JRL NEWSWATCH: “Free Boris Kagarlitsky: The Nation joins the global appeal for his release” – The Nation: Katrina Vanden Heuvel

Lit Candle with Reflection and Dark Background

“… [O]n February 13, a military court sentenced Boris Kagarlitsky, prominent sociologist, Marxist scholar and labor activist, to five years in prison for criticizing the war in Ukraine … after a Moscow court initially ordered him to only pay a $6,500 fine for ‘justifying terrorism,’ charges which Kagarlitsky denied. Prosecutors appealed … calling [the initial judgment] ‘excessively lenient.’ Kagarlitsky, … founder and chief editor of the left-labor news organization Rabkor, and director of the Institute of Globalization and Social Movements (… labeled a ‘foreign agent’ in 2018), was first detained in July 2023 in connection with a since-deleted YouTube video about the 2022 Crimea bridge explosion. Perhaps because Boris has been arrested before as a dissident — in 1982 during the Brezhnev years and in 1993 when he protested Yeltsin’s shelling of the country’s elected Parliament — he responded to the decision with calm and dignity: ‘We just need to live a little longer and survive this dark period for our country.’ …  For information on how to show solidarity and support, use Patreon or Busti. Visit freeboris.info.”

The Moscow court sentencing Kagarlitsky reportedly is sending him to the Federal Penitentiary Service’s pretrial detention center No. 12 in Moscow, reputedly one of Russia’s harshest jails. It is believed that he will share a cell with 15 other men.

When arrested last year,

“Boris wrote in a letter to global supporters

‘This is not the first time in my life. I was locked up under Brezhnev, beaten and threatened with death under Yeltsin. And now it’s the second arrest under Putin. Those in power change, but the tradition of putting political opponents behind bars, alas, remains. But the willingness of many people to make sacrifices for their beliefs, for freedom, and social rights remain unchanged.

I think that the current arrest can be considered a recognition of the political significance of my statements. Of course, I would have preferred to be recognized in a somewhat different form, but all in good time. In the 40-odd years since my first arrest, I have learned to be patient and to realize how fickle political fortune in Russia is ….
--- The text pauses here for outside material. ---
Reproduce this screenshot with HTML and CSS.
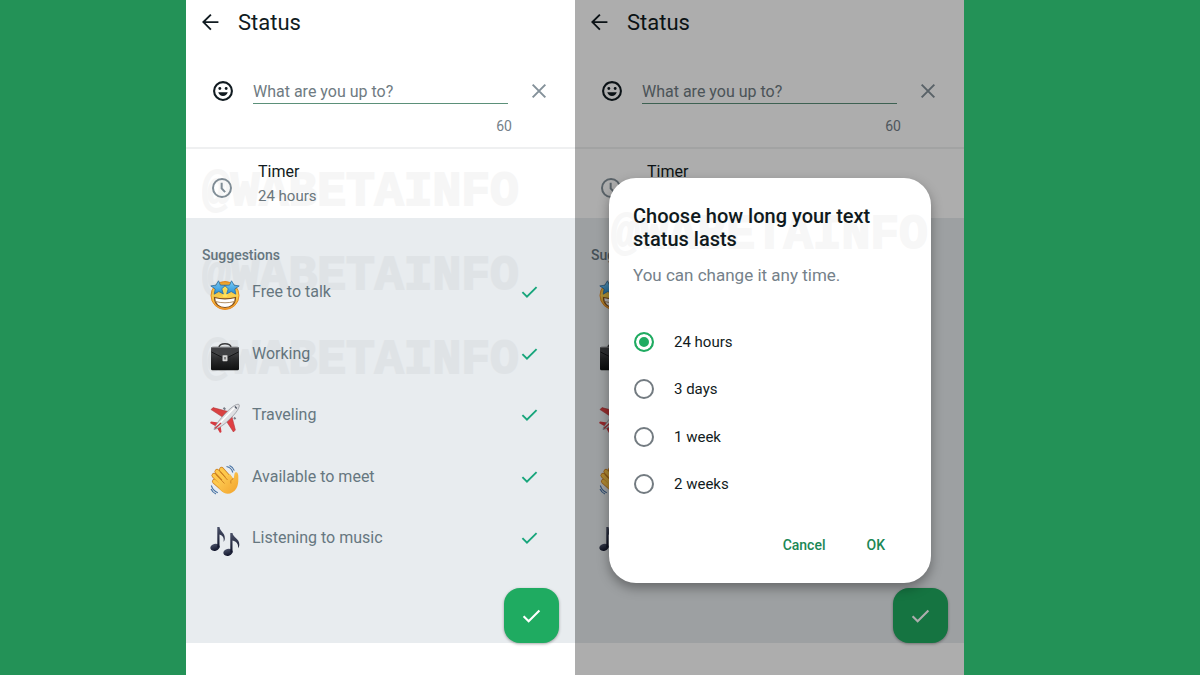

The experience of the past years …does not dispose much to optimism. But historical experience as a whole is much richer and gives much more grounds for positive expectations. Remember what Shakespeare wrote in Macbeth? “The night is long that never finds the day.”‘”

Meanwhile, in other cases, Russia courts are handing out harsher penalties when the opposition defendant appeals the sentence.

“… Perhaps in anticipation of [March 17] Presidential elections, … the growing strength of nationalistic ‘siloviki,’ or part of an attack on the Russian Left movement, Russian authorities are handing out harsher sentences to those who appeal their charges. …”

Another victim of Russian judicial hardening is human rights activist Oleg Orlov, leader of the (joint) Nobel Prize-winning human rights organization Memorial.  A Russian court initially fined Orlov $1,630 over an article ‘discrediting the armed forces.’  When Orlov appealed the fine, a Moscow court responded by throwing Orlov in prison for  two and a half years for opposing Russia’s invasion of Ukraine.